Task details: Exactly as written, retype the listing below, omitting the pictures.

Provided data:

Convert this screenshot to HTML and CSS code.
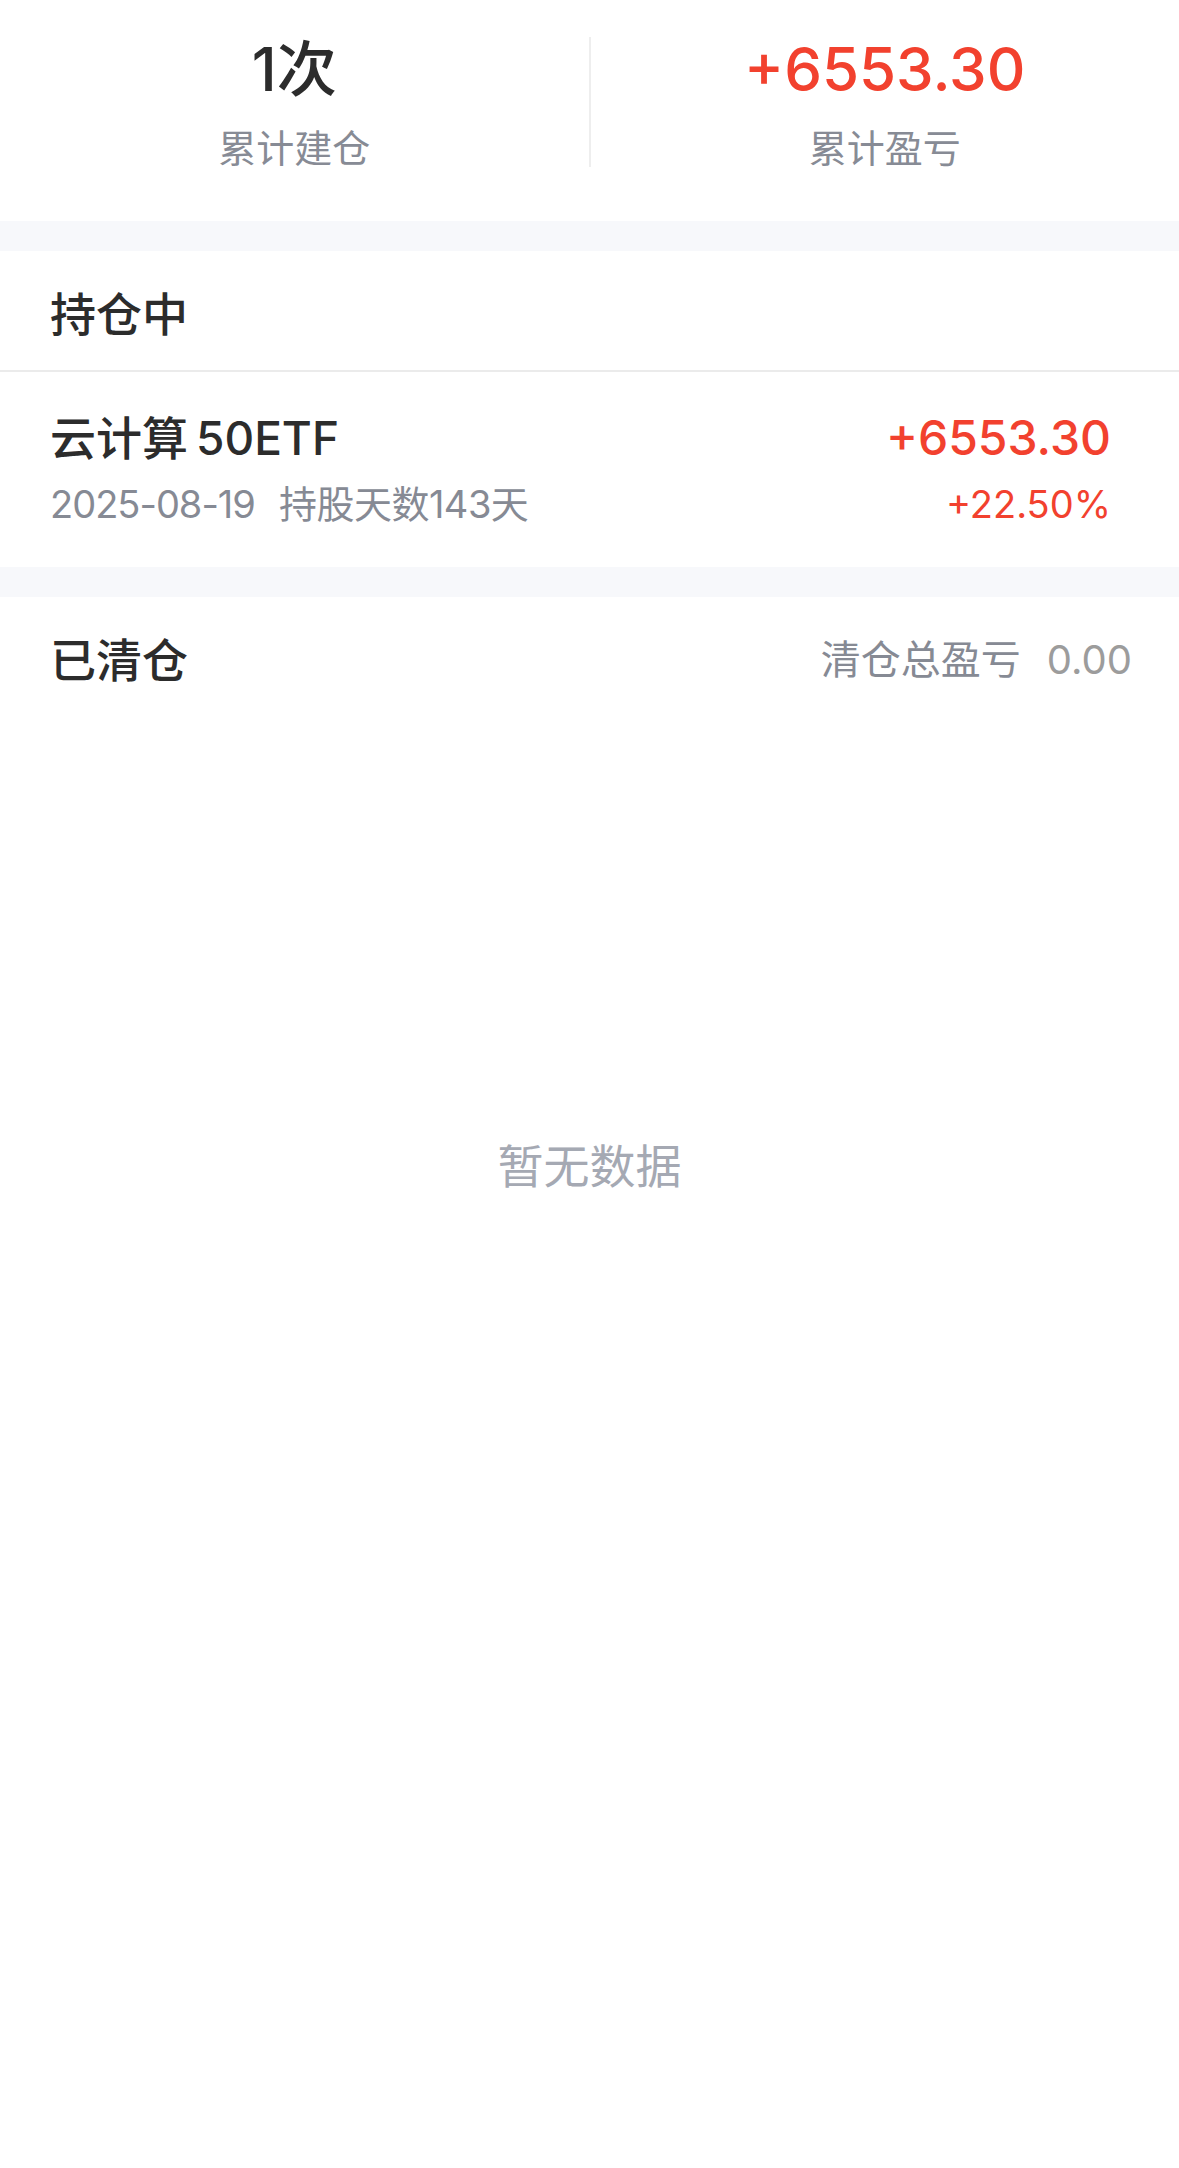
FILE: index.html
```html
<!DOCTYPE html>
<html lang="zh-CN">
<head>
<meta charset="utf-8">
<title>持仓记录</title>
<link rel="stylesheet" href="styles.css">
</head>
<body>

    <div class="summary">
        <div class="stat">
            <div class="stat-value">1次</div>
            <div class="stat-label">累计建仓</div>
        </div>
        <div class="stat stat-split">
            <div class="stat-value up">+6553.30</div>
            <div class="stat-label">累计盈亏</div>
        </div>
    </div>

    <div class="band"></div>

    <div class="section-head bordered">
        <span class="section-title">持仓中</span>
    </div>

    <div class="holding">
        <div class="holding-left">
            <div class="holding-name">云计算<span class="holding-code">50ETF</span></div>
            <div class="holding-meta">
                <span class="holding-date">2025-08-19</span><span class="holding-days">持股天数143天</span>
            </div>
        </div>
        <div class="holding-right">
            <div class="holding-profit up">+6553.30</div>
            <div class="holding-rate up">+22.50%</div>
        </div>
    </div>

    <div class="band"></div>

    <div class="section-head">
        <span class="section-title">已清仓</span>
        <span class="closed-total">清仓总盈亏<span class="closed-value">0.00</span></span>
    </div>

    <div class="empty">暂无数据</div>

</body>
</html>
```

FILE: styles.css
```css
body {
    margin: 0;
    background-color: white;
    color: #2c2c2c;
    font-family: "Inter", "Noto Sans CJK SC", sans-serif;
}

.up {
    color: #f2412e;
}

.summary {
    display: flex;
    height: 221px;
    padding-top: 37px;
    box-sizing: border-box;
}

.stat {
    flex: 1;
    height: 130px;
    text-align: center;
}

.stat-split {
    border-left: 2px solid #eeeeee;
}

.stat-value {
    font-size: 60px;
    font-weight: 500;
    line-height: 60px;
    margin-top: 2px;
}

.stat-label {
    color: #878b95;
    font-size: 38px;
    line-height: 38px;
    margin-top: 30px;
}

.band {
    height: 30px;
    background-color: #f7f8fb;
}

.section-head {
    display: flex;
    align-items: center;
    justify-content: space-between;
    height: 119px;
    padding: 0 47px 0 50px;
}

.section-head.bordered {
    border-bottom: 2px solid #ebebeb;
}

.section-title {
    font-size: 46px;
    font-weight: 500;
}

.closed-total {
    color: #868a94;
    font-size: 40px;
}

.closed-value {
    color: #9c9c9c;
    margin-left: 26px;
}

.holding {
    display: flex;
    justify-content: space-between;
    height: 195px;
    padding: 38px 68px 0 50px;
    box-sizing: border-box;
}

.holding-name {
    font-size: 46px;
    font-weight: 500;
    line-height: 56px;
}

.holding-code {
    margin-left: 8px;
}

.holding-meta {
    color: #868a94;
    font-size: 38px;
    line-height: 44px;
    margin-top: 16px;
}

.holding-date {
    letter-spacing: -1px;
}

.holding-days {
    margin-left: 24px;
    letter-spacing: -0.5px;
}

.holding-right {
    text-align: right;
}

.holding-profit {
    font-size: 48px;
    font-weight: 500;
    line-height: 56px;
}

.holding-rate {
    font-size: 38px;
    line-height: 44px;
    margin-top: 16px;
}

.empty {
    color: #a5a9b3;
    font-size: 46px;
    line-height: 56px;
    padding-top: 422px;
    text-align: center;
}
```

Completed task:
Convert this screenshot to HTML and CSS code.
FILE: index.html
```html
<!DOCTYPE html>
<html lang="zh-CN">
<head>
<meta charset="utf-8">
<title>持仓记录</title>
<link rel="stylesheet" href="styles.css">
</head>
<body>

    <div class="summary">
        <div class="stat">
            <div class="stat-value">1次</div>
            <div class="stat-label">累计建仓</div>
        </div>
        <div class="stat stat-split">
            <div class="stat-value up">+6553.30</div>
            <div class="stat-label">累计盈亏</div>
        </div>
    </div>

    <div class="band"></div>

    <div class="section-head bordered">
        <span class="section-title">持仓中</span>
    </div>

    <div class="holding">
        <div class="holding-left">
            <div class="holding-name">云计算<span class="holding-code">50ETF</span></div>
            <div class="holding-meta">
                <span class="holding-date">2025-08-19</span><span class="holding-days">持股天数143天</span>
            </div>
        </div>
        <div class="holding-right">
            <div class="holding-profit up">+6553.30</div>
            <div class="holding-rate up">+22.50%</div>
        </div>
    </div>

    <div class="band"></div>

    <div class="section-head">
        <span class="section-title">已清仓</span>
        <span class="closed-total">清仓总盈亏<span class="closed-value">0.00</span></span>
    </div>

    <div class="empty">暂无数据</div>

</body>
</html>
```

FILE: styles.css
```css
body {
    margin: 0;
    background-color: white;
    color: #2c2c2c;
    font-family: "Inter", "Noto Sans CJK SC", sans-serif;
}

.up {
    color: #f2412e;
}

.summary {
    display: flex;
    height: 221px;
    padding-top: 37px;
    box-sizing: border-box;
}

.stat {
    flex: 1;
    height: 130px;
    text-align: center;
}

.stat-split {
    border-left: 2px solid #eeeeee;
}

.stat-value {
    font-size: 60px;
    font-weight: 500;
    line-height: 60px;
    margin-top: 2px;
}

.stat-label {
    color: #878b95;
    font-size: 38px;
    line-height: 38px;
    margin-top: 30px;
}

.band {
    height: 30px;
    background-color: #f7f8fb;
}

.section-head {
    display: flex;
    align-items: center;
    justify-content: space-between;
    height: 119px;
    padding: 0 47px 0 50px;
}

.section-head.bordered {
    border-bottom: 2px solid #ebebeb;
}

.section-title {
    font-size: 46px;
    font-weight: 500;
}

.closed-total {
    color: #868a94;
    font-size: 40px;
}

.closed-value {
    color: #9c9c9c;
    margin-left: 26px;
}

.holding {
    display: flex;
    justify-content: space-between;
    height: 195px;
    padding: 38px 68px 0 50px;
    box-sizing: border-box;
}

.holding-name {
    font-size: 46px;
    font-weight: 500;
    line-height: 56px;
}

.holding-code {
    margin-left: 8px;
}

.holding-meta {
    color: #868a94;
    font-size: 38px;
    line-height: 44px;
    margin-top: 16px;
}

.holding-date {
    letter-spacing: -1px;
}

.holding-days {
    margin-left: 24px;
    letter-spacing: -0.5px;
}

.holding-right {
    text-align: right;
}

.holding-profit {
    font-size: 48px;
    font-weight: 500;
    line-height: 56px;
}

.holding-rate {
    font-size: 38px;
    line-height: 44px;
    margin-top: 16px;
}

.empty {
    color: #a5a9b3;
    font-size: 46px;
    line-height: 56px;
    padding-top: 422px;
    text-align: center;
}
```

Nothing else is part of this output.